++++ Extracted entries ++++

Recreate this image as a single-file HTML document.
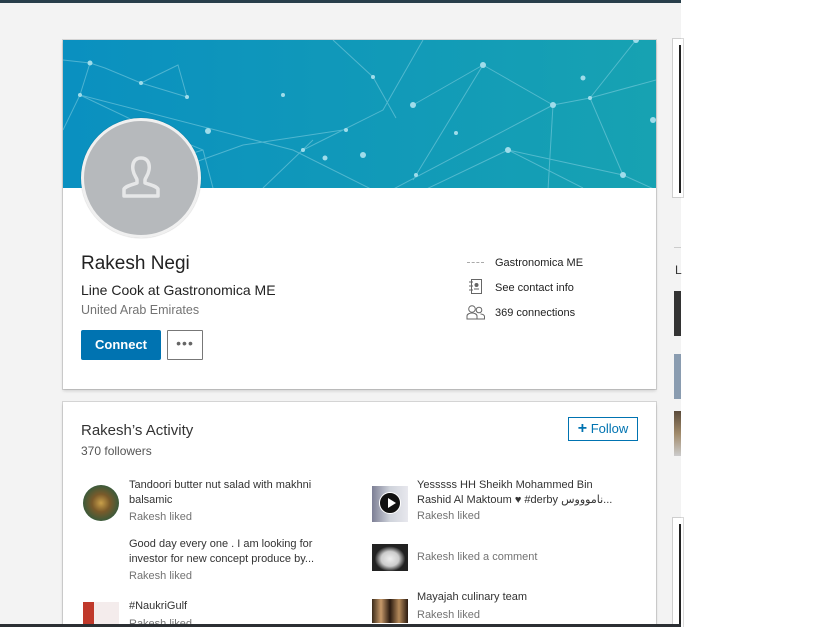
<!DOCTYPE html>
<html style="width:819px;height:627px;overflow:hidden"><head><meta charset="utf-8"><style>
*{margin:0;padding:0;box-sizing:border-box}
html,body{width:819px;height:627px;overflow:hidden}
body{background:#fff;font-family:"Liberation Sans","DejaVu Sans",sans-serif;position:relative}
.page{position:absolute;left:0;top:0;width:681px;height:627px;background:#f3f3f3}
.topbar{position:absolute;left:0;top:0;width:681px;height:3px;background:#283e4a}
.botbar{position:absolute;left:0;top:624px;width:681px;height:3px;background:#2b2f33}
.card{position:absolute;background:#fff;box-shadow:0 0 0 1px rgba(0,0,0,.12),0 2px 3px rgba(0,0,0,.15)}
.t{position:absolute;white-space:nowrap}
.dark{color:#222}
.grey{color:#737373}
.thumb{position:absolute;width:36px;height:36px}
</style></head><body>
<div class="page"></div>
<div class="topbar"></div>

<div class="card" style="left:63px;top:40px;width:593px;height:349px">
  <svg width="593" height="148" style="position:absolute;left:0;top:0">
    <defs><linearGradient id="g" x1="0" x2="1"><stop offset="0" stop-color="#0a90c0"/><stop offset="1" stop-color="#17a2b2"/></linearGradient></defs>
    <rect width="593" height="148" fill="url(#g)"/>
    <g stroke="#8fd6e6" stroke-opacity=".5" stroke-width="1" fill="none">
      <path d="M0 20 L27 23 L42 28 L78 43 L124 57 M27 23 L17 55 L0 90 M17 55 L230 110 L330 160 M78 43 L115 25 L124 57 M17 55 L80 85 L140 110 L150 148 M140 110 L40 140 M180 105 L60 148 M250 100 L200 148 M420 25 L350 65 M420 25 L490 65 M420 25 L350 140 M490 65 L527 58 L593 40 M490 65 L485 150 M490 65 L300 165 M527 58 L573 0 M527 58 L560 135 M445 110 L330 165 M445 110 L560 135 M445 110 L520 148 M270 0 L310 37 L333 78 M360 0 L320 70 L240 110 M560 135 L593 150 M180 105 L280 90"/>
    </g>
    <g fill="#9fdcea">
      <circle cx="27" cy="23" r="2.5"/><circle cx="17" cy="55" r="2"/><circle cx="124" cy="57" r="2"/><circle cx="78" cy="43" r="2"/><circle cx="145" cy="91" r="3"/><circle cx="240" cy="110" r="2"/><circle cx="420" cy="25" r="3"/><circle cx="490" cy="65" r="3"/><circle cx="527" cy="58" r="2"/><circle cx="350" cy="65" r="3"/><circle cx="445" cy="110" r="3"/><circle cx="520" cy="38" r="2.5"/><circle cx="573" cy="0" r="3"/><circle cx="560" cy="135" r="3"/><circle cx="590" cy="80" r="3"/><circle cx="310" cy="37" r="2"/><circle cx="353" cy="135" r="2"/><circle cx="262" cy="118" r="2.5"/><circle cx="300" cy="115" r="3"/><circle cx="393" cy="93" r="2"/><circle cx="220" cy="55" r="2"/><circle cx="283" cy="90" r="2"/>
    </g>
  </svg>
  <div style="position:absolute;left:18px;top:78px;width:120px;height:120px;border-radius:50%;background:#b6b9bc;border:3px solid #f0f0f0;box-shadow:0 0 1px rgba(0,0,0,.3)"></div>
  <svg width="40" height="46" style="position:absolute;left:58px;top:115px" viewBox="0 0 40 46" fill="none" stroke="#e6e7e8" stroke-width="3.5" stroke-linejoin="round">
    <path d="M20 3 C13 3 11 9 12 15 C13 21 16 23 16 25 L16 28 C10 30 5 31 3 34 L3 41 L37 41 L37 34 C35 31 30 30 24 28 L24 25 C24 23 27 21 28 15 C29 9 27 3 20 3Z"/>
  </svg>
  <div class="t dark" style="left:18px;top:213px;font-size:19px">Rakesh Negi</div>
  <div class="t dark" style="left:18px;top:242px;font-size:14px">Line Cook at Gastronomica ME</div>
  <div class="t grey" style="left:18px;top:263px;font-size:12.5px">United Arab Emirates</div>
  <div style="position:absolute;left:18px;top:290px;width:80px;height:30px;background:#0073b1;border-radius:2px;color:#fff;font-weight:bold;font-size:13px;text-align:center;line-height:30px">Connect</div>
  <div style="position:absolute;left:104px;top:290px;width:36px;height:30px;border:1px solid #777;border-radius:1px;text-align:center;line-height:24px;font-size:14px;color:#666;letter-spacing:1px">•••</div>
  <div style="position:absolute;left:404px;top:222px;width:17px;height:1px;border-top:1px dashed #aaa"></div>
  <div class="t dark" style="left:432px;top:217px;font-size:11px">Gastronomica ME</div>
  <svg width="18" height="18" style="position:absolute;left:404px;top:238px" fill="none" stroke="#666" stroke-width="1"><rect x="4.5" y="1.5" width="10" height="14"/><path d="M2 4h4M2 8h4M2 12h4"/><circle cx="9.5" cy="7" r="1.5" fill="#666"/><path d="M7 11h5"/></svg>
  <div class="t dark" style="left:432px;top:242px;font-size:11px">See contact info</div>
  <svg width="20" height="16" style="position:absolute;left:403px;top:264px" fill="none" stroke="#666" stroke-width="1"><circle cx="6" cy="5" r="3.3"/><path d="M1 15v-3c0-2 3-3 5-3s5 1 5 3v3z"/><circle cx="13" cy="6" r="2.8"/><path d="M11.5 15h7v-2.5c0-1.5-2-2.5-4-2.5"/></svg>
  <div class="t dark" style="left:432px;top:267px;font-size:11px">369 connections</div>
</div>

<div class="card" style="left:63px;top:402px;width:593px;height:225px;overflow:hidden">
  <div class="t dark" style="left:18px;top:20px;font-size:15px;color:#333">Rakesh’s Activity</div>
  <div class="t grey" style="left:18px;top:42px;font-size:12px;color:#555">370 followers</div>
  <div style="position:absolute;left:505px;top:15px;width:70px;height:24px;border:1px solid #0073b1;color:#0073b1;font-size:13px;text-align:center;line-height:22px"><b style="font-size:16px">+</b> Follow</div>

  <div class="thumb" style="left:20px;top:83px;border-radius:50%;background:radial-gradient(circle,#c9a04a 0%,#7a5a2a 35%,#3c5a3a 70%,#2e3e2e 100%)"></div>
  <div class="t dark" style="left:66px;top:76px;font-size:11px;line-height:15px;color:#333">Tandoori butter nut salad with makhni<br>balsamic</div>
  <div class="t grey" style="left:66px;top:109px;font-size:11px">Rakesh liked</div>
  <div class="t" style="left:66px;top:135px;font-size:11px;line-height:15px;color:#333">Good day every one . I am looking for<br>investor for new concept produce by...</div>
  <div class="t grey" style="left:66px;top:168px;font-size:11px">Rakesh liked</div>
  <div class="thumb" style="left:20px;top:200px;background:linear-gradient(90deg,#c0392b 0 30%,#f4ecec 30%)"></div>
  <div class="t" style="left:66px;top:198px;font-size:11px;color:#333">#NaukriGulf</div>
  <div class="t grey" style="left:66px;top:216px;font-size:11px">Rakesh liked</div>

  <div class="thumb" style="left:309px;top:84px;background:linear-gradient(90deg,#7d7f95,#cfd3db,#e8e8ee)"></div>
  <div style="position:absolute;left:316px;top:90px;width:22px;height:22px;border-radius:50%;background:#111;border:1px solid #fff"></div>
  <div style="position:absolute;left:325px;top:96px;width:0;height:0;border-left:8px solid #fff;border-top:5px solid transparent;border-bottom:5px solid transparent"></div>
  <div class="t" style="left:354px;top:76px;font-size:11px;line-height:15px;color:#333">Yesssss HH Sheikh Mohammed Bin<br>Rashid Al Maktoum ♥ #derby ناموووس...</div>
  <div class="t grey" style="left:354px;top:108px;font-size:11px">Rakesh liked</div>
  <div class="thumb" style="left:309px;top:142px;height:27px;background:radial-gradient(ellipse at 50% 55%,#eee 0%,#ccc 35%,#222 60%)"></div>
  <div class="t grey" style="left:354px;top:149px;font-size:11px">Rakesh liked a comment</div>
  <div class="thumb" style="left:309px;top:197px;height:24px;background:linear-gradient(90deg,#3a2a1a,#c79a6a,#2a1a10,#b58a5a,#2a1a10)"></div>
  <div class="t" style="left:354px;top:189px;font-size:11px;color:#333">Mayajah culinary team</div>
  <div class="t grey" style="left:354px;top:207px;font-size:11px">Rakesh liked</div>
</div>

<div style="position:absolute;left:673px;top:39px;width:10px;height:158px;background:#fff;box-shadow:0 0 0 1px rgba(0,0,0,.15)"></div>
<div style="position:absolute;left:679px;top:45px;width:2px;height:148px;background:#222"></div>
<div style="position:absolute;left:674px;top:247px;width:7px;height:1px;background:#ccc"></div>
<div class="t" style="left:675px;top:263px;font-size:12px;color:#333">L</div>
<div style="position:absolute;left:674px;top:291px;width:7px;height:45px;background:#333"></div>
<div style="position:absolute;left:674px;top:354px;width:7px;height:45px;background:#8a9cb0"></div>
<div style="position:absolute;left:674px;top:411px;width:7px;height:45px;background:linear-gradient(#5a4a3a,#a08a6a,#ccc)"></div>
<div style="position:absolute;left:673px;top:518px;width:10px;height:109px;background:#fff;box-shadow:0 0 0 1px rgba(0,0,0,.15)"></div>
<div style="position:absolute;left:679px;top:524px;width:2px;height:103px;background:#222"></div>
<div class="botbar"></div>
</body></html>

++++
++++ Extracted entries ++++

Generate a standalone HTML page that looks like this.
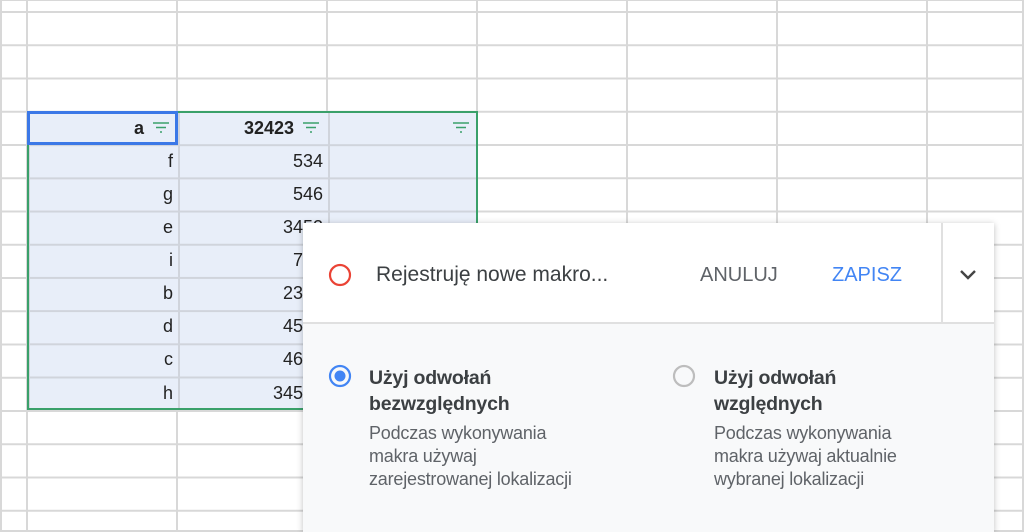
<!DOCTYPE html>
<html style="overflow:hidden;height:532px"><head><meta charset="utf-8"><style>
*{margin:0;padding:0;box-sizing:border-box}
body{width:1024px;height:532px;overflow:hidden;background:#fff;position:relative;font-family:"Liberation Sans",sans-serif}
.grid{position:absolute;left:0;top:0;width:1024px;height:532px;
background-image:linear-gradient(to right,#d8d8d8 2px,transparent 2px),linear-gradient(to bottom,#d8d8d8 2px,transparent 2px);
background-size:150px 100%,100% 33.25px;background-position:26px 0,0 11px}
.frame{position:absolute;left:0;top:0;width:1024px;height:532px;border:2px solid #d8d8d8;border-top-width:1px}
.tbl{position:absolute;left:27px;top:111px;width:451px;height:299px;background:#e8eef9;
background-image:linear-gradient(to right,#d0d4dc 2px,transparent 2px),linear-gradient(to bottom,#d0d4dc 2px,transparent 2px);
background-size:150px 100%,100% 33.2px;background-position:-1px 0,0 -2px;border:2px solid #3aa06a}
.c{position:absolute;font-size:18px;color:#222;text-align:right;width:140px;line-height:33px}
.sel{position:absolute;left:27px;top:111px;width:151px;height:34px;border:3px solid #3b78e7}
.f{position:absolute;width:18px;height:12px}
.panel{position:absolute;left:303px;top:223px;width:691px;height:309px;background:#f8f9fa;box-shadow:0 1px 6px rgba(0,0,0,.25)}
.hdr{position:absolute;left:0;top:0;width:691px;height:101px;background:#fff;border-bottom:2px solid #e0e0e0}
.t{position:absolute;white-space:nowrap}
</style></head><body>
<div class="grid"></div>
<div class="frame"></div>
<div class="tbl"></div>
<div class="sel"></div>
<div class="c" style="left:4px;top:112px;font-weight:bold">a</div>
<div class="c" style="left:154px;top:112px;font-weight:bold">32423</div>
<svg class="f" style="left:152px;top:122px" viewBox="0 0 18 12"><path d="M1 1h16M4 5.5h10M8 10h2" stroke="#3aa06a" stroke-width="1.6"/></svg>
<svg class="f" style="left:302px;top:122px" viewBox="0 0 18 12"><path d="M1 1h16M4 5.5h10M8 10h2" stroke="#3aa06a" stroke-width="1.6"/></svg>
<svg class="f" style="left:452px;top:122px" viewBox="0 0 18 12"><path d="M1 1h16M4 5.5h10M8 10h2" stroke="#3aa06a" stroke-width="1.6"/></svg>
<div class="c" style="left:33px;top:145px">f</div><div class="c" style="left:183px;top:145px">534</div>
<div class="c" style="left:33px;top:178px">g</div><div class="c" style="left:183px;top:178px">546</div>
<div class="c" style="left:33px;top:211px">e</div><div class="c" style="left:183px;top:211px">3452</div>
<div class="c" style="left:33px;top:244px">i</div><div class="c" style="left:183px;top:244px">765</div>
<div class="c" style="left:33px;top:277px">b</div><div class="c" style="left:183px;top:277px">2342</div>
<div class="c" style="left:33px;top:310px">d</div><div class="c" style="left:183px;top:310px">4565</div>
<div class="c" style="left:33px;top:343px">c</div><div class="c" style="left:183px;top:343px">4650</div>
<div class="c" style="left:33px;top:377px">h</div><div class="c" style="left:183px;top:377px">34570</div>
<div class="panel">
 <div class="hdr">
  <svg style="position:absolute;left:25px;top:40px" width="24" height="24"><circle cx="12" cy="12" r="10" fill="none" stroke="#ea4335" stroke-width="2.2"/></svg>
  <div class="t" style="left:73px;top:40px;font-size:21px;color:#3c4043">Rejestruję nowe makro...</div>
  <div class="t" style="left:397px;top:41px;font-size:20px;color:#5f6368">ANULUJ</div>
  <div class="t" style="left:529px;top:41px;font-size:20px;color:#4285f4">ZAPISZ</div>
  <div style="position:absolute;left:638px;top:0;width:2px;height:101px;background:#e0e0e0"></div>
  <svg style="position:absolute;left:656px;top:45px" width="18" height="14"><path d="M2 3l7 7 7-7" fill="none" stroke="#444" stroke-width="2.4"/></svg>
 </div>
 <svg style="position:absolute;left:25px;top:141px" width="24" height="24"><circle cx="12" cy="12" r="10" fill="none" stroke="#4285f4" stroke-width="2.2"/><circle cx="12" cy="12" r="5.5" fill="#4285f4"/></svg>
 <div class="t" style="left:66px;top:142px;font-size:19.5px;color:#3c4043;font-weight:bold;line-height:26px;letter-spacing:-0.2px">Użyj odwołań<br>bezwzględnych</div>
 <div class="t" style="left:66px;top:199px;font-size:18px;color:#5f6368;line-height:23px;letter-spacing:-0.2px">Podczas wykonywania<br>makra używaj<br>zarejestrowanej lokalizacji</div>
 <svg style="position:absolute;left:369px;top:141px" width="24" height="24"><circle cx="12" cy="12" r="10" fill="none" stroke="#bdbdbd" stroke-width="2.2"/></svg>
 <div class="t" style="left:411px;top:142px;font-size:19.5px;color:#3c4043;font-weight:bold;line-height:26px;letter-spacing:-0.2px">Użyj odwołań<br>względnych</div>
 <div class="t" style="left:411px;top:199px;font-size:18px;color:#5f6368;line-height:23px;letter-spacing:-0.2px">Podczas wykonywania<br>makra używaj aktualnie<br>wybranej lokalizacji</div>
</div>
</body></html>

++++

Return each line in the records that holds the string "page".

.page{position:absolute;left:0;top:0;width:681px;height:627px;background:#f3f3f3}
<div class="page"></div>
Generate a standalone HTML page that looks like this.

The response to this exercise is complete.